Horus is lured to the spooky planet of Davin, and then to its even-more spooky moon, by the story of an old friend turned traitor. There he meets his old pal who has turned Nurgly and is bonked by the Anathame Erebus stole from the Interex two years ago, (the sword itself actually has its own micro-arc in the Heresy series.) His main guys take him to the spooky magic and clearly-evil Serpent Lodge, the Chaos Gods show him visions and turn him to their service.

Horus has now fallen and will be doing Chaos-stuff from this point on.

A few fragments of note;


Horus Dum

Horus, a noted hyper-charismatic military genius, is very very dumb in this. His Captains are also dumb.

Why? Chaos power acting on him? His actual core personality revealing itself since, with the Interex, he has experienced a personal failure and lost some faith in his dad? Bad writing? Too-good writing from Dan Abnett in the previous book as he is not much of a Lunar author and almost all of his main characters tend to re-set to something like the anglo masculine ideal?

As with all things in the Heresy, the instability and corruption of the world portrayed and the sketchy writing and characterisation blend together.


Time-Loop Retcon Bullshit GO!

The Chaos Gods are pulling Horus about his timeline in a way which seems to be actual near time-travel. In particular they pull him back to the theft of the Primarchs, and in some way his presence there seem to trigger this

Keep a track of how many different people and groups are ultimately meant to be present at and partially responsible for, this event, because it builds up over time. I think in the end there are three or five if you count the Emperor and the Chaos Gods.

 

The Black Box

Horus & E-Money both end up in the black box. Characters seen through inference whose true nature is so hidden, possibly so multiple and perhaps so differently related to time that they cannot be ‘known’ in ways we understand.

Plus, their head-on books are not that great considering they are core characters.
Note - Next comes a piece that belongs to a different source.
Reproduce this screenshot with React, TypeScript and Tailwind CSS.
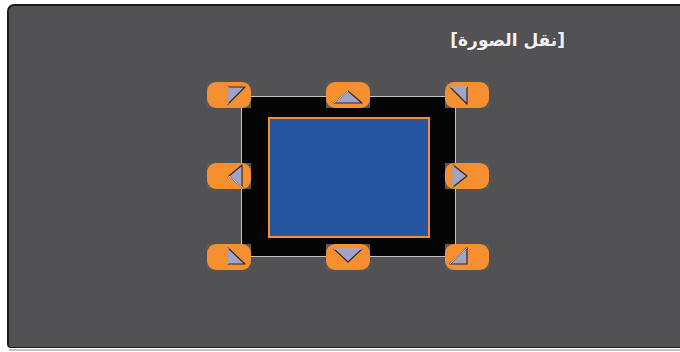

Horus Rising is ok but his character goes a bit tits-up in False Gods. As for ‘Master of Mankind’, I have a reeeeeee coming for you.

Most of their interesting characterisation comes from fragments in other book, and from working out their nature through their relationships with other people, nd the pattern of their actions.

They are shadowed persons.


Why Turn Evil Though?

Why does Horus fall? I addressed this at length in the last review so I will summarise here.

·        Fear of death.

·        Comedown from the absence of dads super-charisma.

·        Increasing awareness that his dad deliberately lied to him or at least held back vital info.

·        Remember the Thunder Warriors.

·        Becomes aware of own arguably part-demonic nature.

·        History of dominance, victory and hyper-competence lets him think he can control this.

·        Alienation from humanity through being a *fundamentally Other* thing.

·        “Hans, are we the baddies?”

·        Fear of losing. To die is one thing, but to die as a sacrificial pawn after being set up by dad?

Few of the other tempations to chaos we will look at here, and in later posts, have to deal with quite this *volume* of causes. But a lot of them have to deal with most, in particular fear of death, alienation from humanity, history of dominance and shame.

The breadth and scale of the Heresy and its deep involvement in minutae let us look in depth at the lives of these fictional supermen. We can trace their actually-gestalt personalities back and forth and find the roots or the first murmurings of choices and behaviours long before they reach a tipping point.

Like any deep structural look at complex events, it leaves the viewer, well, something of a structuralist. When we see every impulse and every micro choice that shaped the tipping points we classify as ‘decisions’ it begins to feel impossible that anyone could have made any other choice than the one that they did.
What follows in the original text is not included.